March 22, 2020

Can Wikipedia be forked?

The entire Wikipedia is too large to create a fork. The project has over 20k users and building a second encyclopedia from scratch would take too much manpower. But, if the aim is to fork only a single category, for example articles about Artificial Intelligence, a fork isn't very hard.

Suppose a single user creates 30 edits per month with a size of 1000 byte each. And the fork contains of 10 users who are working in parallel. After 5 year the project has generated 9000 article with 2000 byte for each of them. And after 10 years the small team of 10 users has produced the same amount of content which is available in real Wikipedia.

A good starting point of a Wikipedia fork is to submit new articles no longer to the Wikipedia itself, but only to the fork. The list with requested articles about AI is located at https://en.wikipedia.org/wiki/Wikipedia:Requested_articles/Applied_arts_and_sciences/Computer_science,_computing,_and_Internet#Artificial_Intelligence The content isn't written yet. But it can be created from scratch and then the article gets uploaded to the fork wiki. The bottleneck for the project is to motivate some users to participate. In most cases the users are only interested to upload content to Wikipedia but not a fork, because the clone has a smaller amount of pageview and no working copy editing team which is correcting spelling mistakes and moderates the process.

On the other hand, the content of the original wikipedia is overestimated. The articles in the AI sections contains of around 50 flagship articles with 50k bytes, and the rest has a poor quality. It's possible to build something which works better from scratch. That means, without take the existing content as starting point but create everything from scratch which will result into the lowest possible copyright conflict.

The only thing what is harder to fork is Google Scholar. Google Scholar and the underlying full text repository contains of 50 million academic papers. The AI Section in Google Scholar has around 1 million papers written by scholarly authors. Writing this content from scratch is very complicated and would take large amount of time and manpower. In contrast, the WIkipedia project is some kind of slideshow community. The users are creating overview snippets for existing academic full text paper in the hope that this is attractive for a larger audience.
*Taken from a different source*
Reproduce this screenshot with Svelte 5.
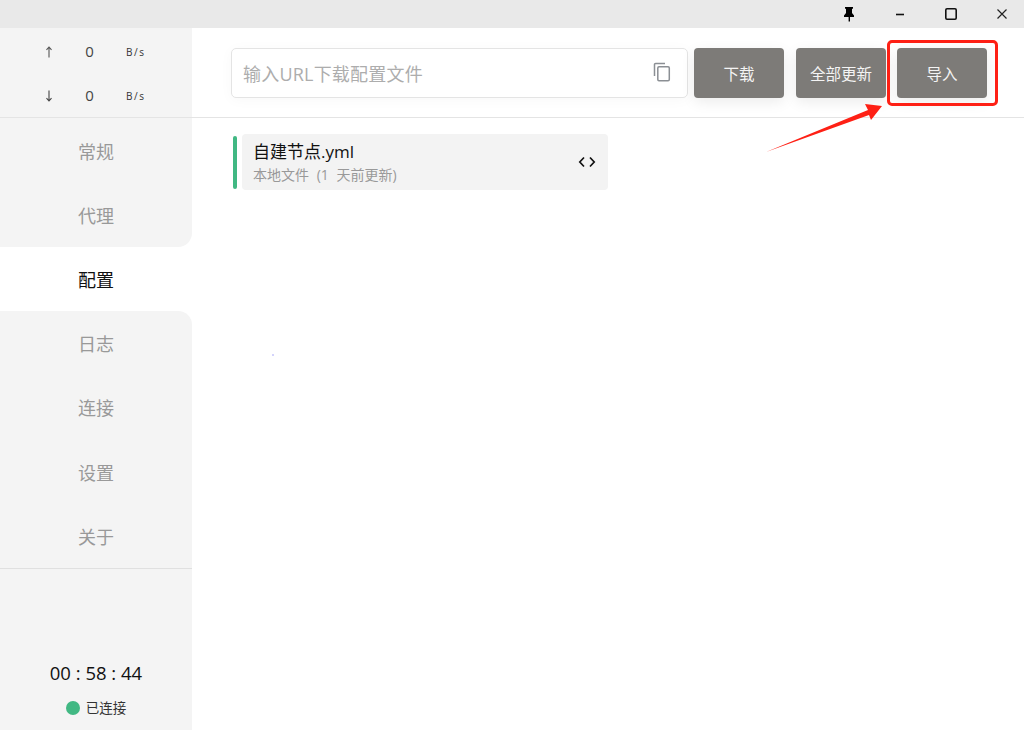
<script>
  const nav = ['常规', '代理', '配置', '日志', '连接', '设置', '关于'];
  const active = 2;
</script>

<div class="window">
  <header class="titlebar">
    <button class="win" aria-label="pin">
      <svg width="14" height="16" viewBox="0 0 14 16"><path d="M3 1h8v1.500L10 3v4l2 2.400V11H8v4.500H6.600V11H2V9.400L4 7V3L3 2.500z" fill="#000"/></svg>
    </button>
    <button class="win" aria-label="minimize">
      <svg width="12" height="12" viewBox="0 0 12 12"><path d="M2 6.500h8" stroke="#111" stroke-width="1.600"/></svg>
    </button>
    <button class="win" aria-label="maximize">
      <svg width="14" height="14" viewBox="0 0 14 14"><rect x="1.800" y="1.800" width="10.400" height="10.400" rx="1.200" fill="none" stroke="#111" stroke-width="1.600"/></svg>
    </button>
    <button class="win" aria-label="close">
      <svg width="12" height="12" viewBox="0 0 12 12"><path d="M1.500 1.500l9 9M10.500 1.500l-9 9" stroke="#222" stroke-width="1.200"/></svg>
    </button>
  </header>

  <div class="body">
    <aside class="sidebar">
      <div class="traffic">
        <div class="rate">
          <svg class="dir" width="8" height="12" viewBox="0 0 8 12" fill="none" stroke="#555" stroke-width="1.100"><path d="M4 11.500V1M1.500 3.800L4 1l2.500 2.800"/></svg>
          <span class="num">0</span><span class="unit">B/s</span>
        </div>
        <div class="rate">
          <svg class="dir" width="8" height="12" viewBox="0 0 8 12" fill="none" stroke="#444" stroke-width="1.100"><path d="M4 .5V11M1.500 8.200L4 11l2.500-2.800"/></svg>
          <span class="num">0</span><span class="unit">B/s</span>
        </div>
      </div>

      <nav class="nav">
        {#each nav as item, i}
          <div class="nav-item" class:active={i === active} class:before={i === active - 1} class:after={i === active + 1}>{item}</div>
        {/each}
      </nav>

      <div class="status">
        <div class="timer">00 : 58 : 44</div>
        <div class="conn"><span class="dot"></span>已连接</div>
      </div>
    </aside>

    <main class="main">
      <div class="toolbar">
        <div class="url">
          <span class="placeholder">输入URL下载配置文件</span>
          <svg class="copy" width="18" height="20" viewBox="0 0 18 20" fill="none" stroke="#8b8f94" stroke-width="1.500">
            <path d="M1.500 14V2.600A1.100 1.100 0 0 1 2.600 1.500H12"/>
            <rect x="4.800" y="4.800" width="11.500" height="14" rx="1.200"/>
          </svg>
        </div>
        <button class="btn first">下载</button>
        <button class="btn second">全部更新</button>
        <button class="btn third">导入</button>
      </div>

      <div class="content">
        <div class="profile">
          <span class="bar"></span>
          <div class="card">
            <div class="info">
              <div class="name">自建节点.yml</div>
              <div class="meta">本地文件 (1 天前更新)</div>
            </div>
            <svg class="code" width="18" height="12" viewBox="0 0 18 12" fill="none" stroke="#111" stroke-width="1.700">
              <path d="M6 1.500L1.800 6 6 10.500M12 1.500L16.200 6 12 10.500"/>
            </svg>
          </div>
        </div>
      </div>
    </main>
  </div>

  <div class="highlight"></div>
  <svg class="arrow" width="130" height="65" viewBox="0 0 130 65">
    <path d="M6 62L108 20 105 14 122 16 111 30 109 25z" fill="#fe2015"/>
  </svg>
  <span class="speck"></span>
</div>

<style>
  :global(body) {
    margin: 0;
    background: #fff;
  }
  .window {
    position: relative;
    width: 1024px;
    height: 730px;
    overflow: hidden;
    display: flex;
    flex-direction: column;
    font-family: "Open Sans", "Noto Sans CJK SC", sans-serif;
    color: #111;
  }
  .titlebar {
    height: 28px;
    flex: none;
    background: #e9e9e9;
    display: flex;
    justify-content: flex-end;
    gap: 7px;
  }
  .win {
    width: 44px;
    border: 0;
    padding: 0;
    background: none;
    display: flex;
    align-items: center;
    justify-content: center;
  }
  .body {
    flex: 1;
    display: flex;
    min-height: 0;
  }
  .sidebar {
    width: 192px;
    flex: none;
    background: #f4f4f4;
    display: flex;
    flex-direction: column;
  }
  .traffic {
    height: 90px;
    box-sizing: border-box;
    border-bottom: 1px solid #e4e4e4;
    padding-top: 1px;
    display: flex;
    flex-direction: column;
  }
  .rate {
    height: 44px;
    display: grid;
    grid-template-columns: 61px 57px 1fr;
    align-items: center;
    font-size: 14px;
    color: #444;
  }
  .dir {
    justify-self: end;
    margin-right: 8px;
    margin-top: 1px;
  }
  .num {
    text-align: center;
    font-size: 15px;
    line-height: 20px;
    margin-top: -1px;
  }
  .unit {
    font-size: 10px;
    letter-spacing: 1.600px;
    padding-left: 8px;
    padding-top: 2px;
    color: #333;
  }
  .nav {
    padding-top: 1px;
    border-bottom: 1px solid #e0e0e0;
    background: #fff;
  }
  .nav-item {
    height: 64.100px;
    box-sizing: border-box;
    display: flex;
    align-items: center;
    justify-content: center;
    background: #f4f4f4;
    font-size: 18px;
    color: #999;
  }
  .nav-item:first-child {
    box-shadow: 0 -1px 0 #f4f4f4;
  }
  .nav-item.active {
    background: #fff;
    color: #111;
  }
  .nav-item.before {
    border-bottom-right-radius: 14px;
  }
  .nav-item.after {
    border-top-right-radius: 14px;
  }
  .status {
    flex: 1;
    display: flex;
    flex-direction: column;
    align-items: center;
    justify-content: flex-end;
    padding-bottom: 12px;
  }
  .timer {
    font-size: 18.500px;
    line-height: 24px;
    color: #111;
    margin-bottom: 13px;
  }
  .conn {
    font-size: 13.500px;
    line-height: 20px;
    color: #333;
    display: flex;
    align-items: center;
    gap: 6px;
  }
  .dot {
    width: 14px;
    height: 14px;
    border-radius: 50%;
    background: #41b883;
  }
  .main {
    flex: 1;
    min-width: 0;
    background: #fff;
    display: flex;
    flex-direction: column;
  }
  .toolbar {
    height: 90px;
    box-sizing: border-box;
    border-bottom: 1px solid #e4e4e4;
    padding: 20px 0 0 39px;
    display: flex;
    align-items: flex-start;
  }
  .url {
    width: 457px;
    height: 50px;
    box-sizing: border-box;
    border: 1px solid #e4e4e4;
    border-radius: 5px;
    display: flex;
    align-items: center;
    justify-content: space-between;
    padding: 0 16px 0 11px;
    box-shadow: 0 2px 14px rgba(0, 0, 0, 0.03);
  }
  .placeholder {
    font-size: 18px;
    line-height: 24px;
    margin-top: 2px;
    letter-spacing: 0.2px;
    color: #adadad;
  }
  .copy {
    display: block;
    margin-bottom: 2px;
  }
  .btn {
    width: 90px;
    height: 50px;
    border: 0;
    padding: 0;
    border-radius: 4px;
    background: #7d7b78;
    color: #f4f4f4;
    font: inherit;
    font-size: 15.500px;
    box-shadow: 0 4px 14px rgba(0, 0, 0, 0.08);
  }
  .first { margin-left: 6px; }
  .second { margin-left: 12px; }
  .third { margin-left: 11px; }
  .content {
    padding: 16px 0 0 41px;
  }
  .profile {
    display: flex;
    align-items: center;
    gap: 5px;
  }
  .bar {
    width: 4px;
    height: 53px;
    border-radius: 2px;
    background: #41b883;
  }
  .card {
    width: 366px;
    height: 56px;
    box-sizing: border-box;
    border-radius: 4px;
    background: #f3f3f3;
    display: flex;
    align-items: center;
    justify-content: space-between;
    padding: 0 12px 0 11px;
  }
  .info {
    margin-top: 1px;
  }
  .name {
    font-size: 17px;
    line-height: 23px;
    color: #111;
  }
  .meta {
    font-size: 14px;
    line-height: 22px;
    margin-top: 1px;
    word-spacing: 4px;
    color: #999;
  }
  .highlight {
    position: absolute;
    left: 887px;
    top: 40px;
    width: 111px;
    height: 66px;
    box-sizing: border-box;
    border: 3px solid #fe2015;
    border-radius: 5px;
  }
  .arrow {
    position: absolute;
    left: 760px;
    top: 90px;
  }
  .speck {
    position: absolute;
    left: 272px;
    top: 354px;
    width: 2px;
    height: 2px;
    background: #d4d4fb;
  }
</style>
The reason why academic publishers are not motivated to engage in Wikipedia is simple: because the project is trivial. Trivial means, that the amount of ressources which are required to build an encyclopedia is low. The entire WIkipedia which contains of all articles can be run with around 10k people. If the aim is to build only a subpart of the project about a single academic topic, for example artificial Intelligence, the amount of needed ressources are around 10 persons who are creating the content from scratch. That means, academic authors are able to build their own encyclopedia from scratch without copy&paste a single sentence. They are writing all the articles from scratch with less than 100 users in a short amount of time.